Task brief:
Please write the listing below out again exactly, leaving every picture behind.

Information supplied:
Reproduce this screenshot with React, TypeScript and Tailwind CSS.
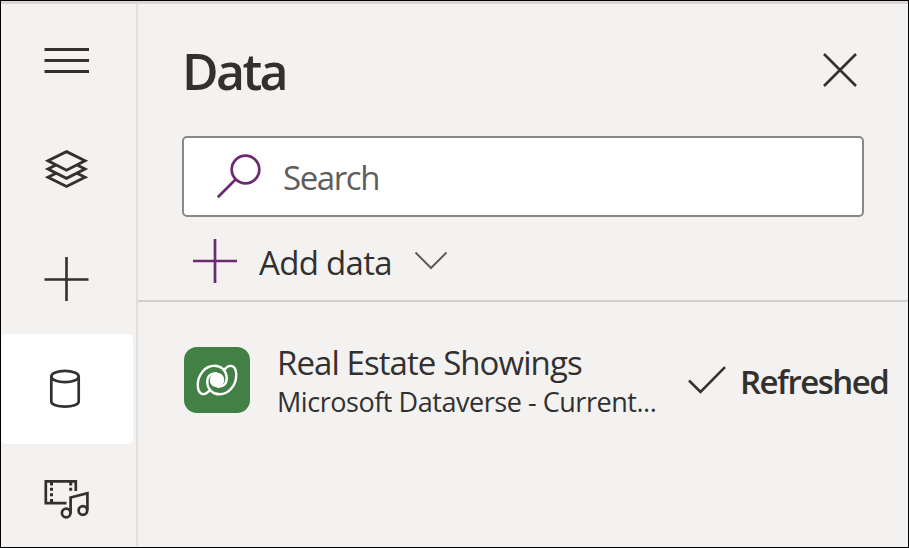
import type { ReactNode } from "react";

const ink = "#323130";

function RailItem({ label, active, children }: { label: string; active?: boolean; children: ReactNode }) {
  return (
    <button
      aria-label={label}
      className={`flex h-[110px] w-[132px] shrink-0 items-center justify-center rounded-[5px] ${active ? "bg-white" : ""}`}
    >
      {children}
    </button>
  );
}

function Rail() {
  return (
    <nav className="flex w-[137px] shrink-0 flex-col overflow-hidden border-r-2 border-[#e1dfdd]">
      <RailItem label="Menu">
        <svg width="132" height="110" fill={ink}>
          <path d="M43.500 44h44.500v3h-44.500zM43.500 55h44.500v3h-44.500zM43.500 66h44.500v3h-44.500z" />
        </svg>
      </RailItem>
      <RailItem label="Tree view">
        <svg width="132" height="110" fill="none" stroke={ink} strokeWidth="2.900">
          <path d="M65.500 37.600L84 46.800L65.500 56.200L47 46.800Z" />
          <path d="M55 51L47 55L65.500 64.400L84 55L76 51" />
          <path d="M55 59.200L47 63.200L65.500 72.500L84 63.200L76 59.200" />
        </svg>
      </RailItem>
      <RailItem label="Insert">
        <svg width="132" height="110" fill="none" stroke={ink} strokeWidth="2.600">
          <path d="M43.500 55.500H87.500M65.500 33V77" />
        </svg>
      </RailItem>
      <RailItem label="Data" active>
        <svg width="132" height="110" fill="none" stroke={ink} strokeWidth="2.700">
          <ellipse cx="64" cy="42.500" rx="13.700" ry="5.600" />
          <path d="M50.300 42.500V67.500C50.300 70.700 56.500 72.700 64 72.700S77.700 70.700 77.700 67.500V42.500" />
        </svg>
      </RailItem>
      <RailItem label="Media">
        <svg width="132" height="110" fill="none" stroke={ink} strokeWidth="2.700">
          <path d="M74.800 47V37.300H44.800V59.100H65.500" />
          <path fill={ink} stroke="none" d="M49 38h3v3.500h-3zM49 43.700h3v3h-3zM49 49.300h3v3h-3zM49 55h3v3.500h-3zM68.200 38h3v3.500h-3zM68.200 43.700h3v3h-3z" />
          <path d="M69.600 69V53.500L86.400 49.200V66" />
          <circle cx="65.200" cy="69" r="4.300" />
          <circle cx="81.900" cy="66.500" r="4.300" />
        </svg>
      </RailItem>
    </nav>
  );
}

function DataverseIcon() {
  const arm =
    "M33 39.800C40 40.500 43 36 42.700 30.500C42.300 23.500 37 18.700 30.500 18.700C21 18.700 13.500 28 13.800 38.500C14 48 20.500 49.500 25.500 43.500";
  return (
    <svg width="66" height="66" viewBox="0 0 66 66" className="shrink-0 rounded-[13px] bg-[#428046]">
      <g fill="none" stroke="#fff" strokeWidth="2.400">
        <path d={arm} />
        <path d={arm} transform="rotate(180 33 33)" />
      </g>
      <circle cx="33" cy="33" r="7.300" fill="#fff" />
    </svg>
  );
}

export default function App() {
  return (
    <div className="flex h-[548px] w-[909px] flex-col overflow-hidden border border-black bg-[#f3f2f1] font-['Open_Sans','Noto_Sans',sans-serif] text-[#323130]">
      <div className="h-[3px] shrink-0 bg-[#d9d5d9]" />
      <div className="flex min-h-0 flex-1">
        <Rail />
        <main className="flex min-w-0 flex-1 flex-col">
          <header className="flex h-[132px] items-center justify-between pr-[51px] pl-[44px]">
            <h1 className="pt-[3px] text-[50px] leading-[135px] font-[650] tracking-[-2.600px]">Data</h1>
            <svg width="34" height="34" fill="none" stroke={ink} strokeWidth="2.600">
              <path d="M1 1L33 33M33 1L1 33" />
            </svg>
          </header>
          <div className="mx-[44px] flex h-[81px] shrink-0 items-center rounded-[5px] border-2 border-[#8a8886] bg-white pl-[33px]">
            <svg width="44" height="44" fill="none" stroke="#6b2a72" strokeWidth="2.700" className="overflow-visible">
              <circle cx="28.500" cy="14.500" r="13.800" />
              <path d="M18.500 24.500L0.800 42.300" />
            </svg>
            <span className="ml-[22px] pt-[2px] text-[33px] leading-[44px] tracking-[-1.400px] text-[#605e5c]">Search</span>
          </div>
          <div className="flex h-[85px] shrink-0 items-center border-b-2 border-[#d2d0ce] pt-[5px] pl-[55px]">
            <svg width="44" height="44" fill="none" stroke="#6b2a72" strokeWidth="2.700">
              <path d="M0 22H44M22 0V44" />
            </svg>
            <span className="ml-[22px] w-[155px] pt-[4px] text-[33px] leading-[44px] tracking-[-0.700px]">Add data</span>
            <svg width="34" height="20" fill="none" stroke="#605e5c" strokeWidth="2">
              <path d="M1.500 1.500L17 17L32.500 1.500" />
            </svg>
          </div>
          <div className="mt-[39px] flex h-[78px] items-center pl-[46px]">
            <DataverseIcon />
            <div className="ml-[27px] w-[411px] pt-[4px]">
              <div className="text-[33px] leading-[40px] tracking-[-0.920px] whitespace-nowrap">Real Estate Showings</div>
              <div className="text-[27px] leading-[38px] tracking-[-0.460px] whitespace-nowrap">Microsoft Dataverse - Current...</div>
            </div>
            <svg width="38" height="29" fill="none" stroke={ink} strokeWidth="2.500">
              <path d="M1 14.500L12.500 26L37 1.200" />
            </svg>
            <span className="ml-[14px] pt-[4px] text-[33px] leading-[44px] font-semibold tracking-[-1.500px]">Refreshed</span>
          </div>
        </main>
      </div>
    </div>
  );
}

Solved problem:
Reproduce this screenshot with React, TypeScript and Tailwind CSS.
import type { ReactNode } from "react";

const ink = "#323130";

function RailItem({ label, active, children }: { label: string; active?: boolean; children: ReactNode }) {
  return (
    <button
      aria-label={label}
      className={`flex h-[110px] w-[132px] shrink-0 items-center justify-center rounded-[5px] ${active ? "bg-white" : ""}`}
    >
      {children}
    </button>
  );
}

function Rail() {
  return (
    <nav className="flex w-[137px] shrink-0 flex-col overflow-hidden border-r-2 border-[#e1dfdd]">
      <RailItem label="Menu">
        <svg width="132" height="110" fill={ink}>
          <path d="M43.500 44h44.500v3h-44.500zM43.500 55h44.500v3h-44.500zM43.500 66h44.500v3h-44.500z" />
        </svg>
      </RailItem>
      <RailItem label="Tree view">
        <svg width="132" height="110" fill="none" stroke={ink} strokeWidth="2.900">
          <path d="M65.500 37.600L84 46.800L65.500 56.200L47 46.800Z" />
          <path d="M55 51L47 55L65.500 64.400L84 55L76 51" />
          <path d="M55 59.200L47 63.200L65.500 72.500L84 63.200L76 59.200" />
        </svg>
      </RailItem>
      <RailItem label="Insert">
        <svg width="132" height="110" fill="none" stroke={ink} strokeWidth="2.600">
          <path d="M43.500 55.500H87.500M65.500 33V77" />
        </svg>
      </RailItem>
      <RailItem label="Data" active>
        <svg width="132" height="110" fill="none" stroke={ink} strokeWidth="2.700">
          <ellipse cx="64" cy="42.500" rx="13.700" ry="5.600" />
          <path d="M50.300 42.500V67.500C50.300 70.700 56.500 72.700 64 72.700S77.700 70.700 77.700 67.500V42.500" />
        </svg>
      </RailItem>
      <RailItem label="Media">
        <svg width="132" height="110" fill="none" stroke={ink} strokeWidth="2.700">
          <path d="M74.800 47V37.300H44.800V59.100H65.500" />
          <path fill={ink} stroke="none" d="M49 38h3v3.500h-3zM49 43.700h3v3h-3zM49 49.300h3v3h-3zM49 55h3v3.500h-3zM68.200 38h3v3.500h-3zM68.200 43.700h3v3h-3z" />
          <path d="M69.600 69V53.500L86.400 49.200V66" />
          <circle cx="65.200" cy="69" r="4.300" />
          <circle cx="81.900" cy="66.500" r="4.300" />
        </svg>
      </RailItem>
    </nav>
  );
}

function DataverseIcon() {
  const arm =
    "M33 39.800C40 40.500 43 36 42.700 30.500C42.300 23.500 37 18.700 30.500 18.700C21 18.700 13.500 28 13.800 38.500C14 48 20.500 49.500 25.500 43.500";
  return (
    <svg width="66" height="66" viewBox="0 0 66 66" className="shrink-0 rounded-[13px] bg-[#428046]">
      <g fill="none" stroke="#fff" strokeWidth="2.400">
        <path d={arm} />
        <path d={arm} transform="rotate(180 33 33)" />
      </g>
      <circle cx="33" cy="33" r="7.300" fill="#fff" />
    </svg>
  );
}

export default function App() {
  return (
    <div className="flex h-[548px] w-[909px] flex-col overflow-hidden border border-black bg-[#f3f2f1] font-['Open_Sans','Noto_Sans',sans-serif] text-[#323130]">
      <div className="h-[3px] shrink-0 bg-[#d9d5d9]" />
      <div className="flex min-h-0 flex-1">
        <Rail />
        <main className="flex min-w-0 flex-1 flex-col">
          <header className="flex h-[132px] items-center justify-between pr-[51px] pl-[44px]">
            <h1 className="pt-[3px] text-[50px] leading-[135px] font-[650] tracking-[-2.600px]">Data</h1>
            <svg width="34" height="34" fill="none" stroke={ink} strokeWidth="2.600">
              <path d="M1 1L33 33M33 1L1 33" />
            </svg>
          </header>
          <div className="mx-[44px] flex h-[81px] shrink-0 items-center rounded-[5px] border-2 border-[#8a8886] bg-white pl-[33px]">
            <svg width="44" height="44" fill="none" stroke="#6b2a72" strokeWidth="2.700" className="overflow-visible">
              <circle cx="28.500" cy="14.500" r="13.800" />
              <path d="M18.500 24.500L0.800 42.300" />
            </svg>
            <span className="ml-[22px] pt-[2px] text-[33px] leading-[44px] tracking-[-1.400px] text-[#605e5c]">Search</span>
          </div>
          <div className="flex h-[85px] shrink-0 items-center border-b-2 border-[#d2d0ce] pt-[5px] pl-[55px]">
            <svg width="44" height="44" fill="none" stroke="#6b2a72" strokeWidth="2.700">
              <path d="M0 22H44M22 0V44" />
            </svg>
            <span className="ml-[22px] w-[155px] pt-[4px] text-[33px] leading-[44px] tracking-[-0.700px]">Add data</span>
            <svg width="34" height="20" fill="none" stroke="#605e5c" strokeWidth="2">
              <path d="M1.500 1.500L17 17L32.500 1.500" />
            </svg>
          </div>
          <div className="mt-[39px] flex h-[78px] items-center pl-[46px]">
            <DataverseIcon />
            <div className="ml-[27px] w-[411px] pt-[4px]">
              <div className="text-[33px] leading-[40px] tracking-[-0.920px] whitespace-nowrap">Real Estate Showings</div>
              <div className="text-[27px] leading-[38px] tracking-[-0.460px] whitespace-nowrap">Microsoft Dataverse - Current...</div>
            </div>
            <svg width="38" height="29" fill="none" stroke={ink} strokeWidth="2.500">
              <path d="M1 14.500L12.500 26L37 1.200" />
            </svg>
            <span className="ml-[14px] pt-[4px] text-[33px] leading-[44px] font-semibold tracking-[-1.500px]">Refreshed</span>
          </div>
        </main>
      </div>
    </div>
  );
}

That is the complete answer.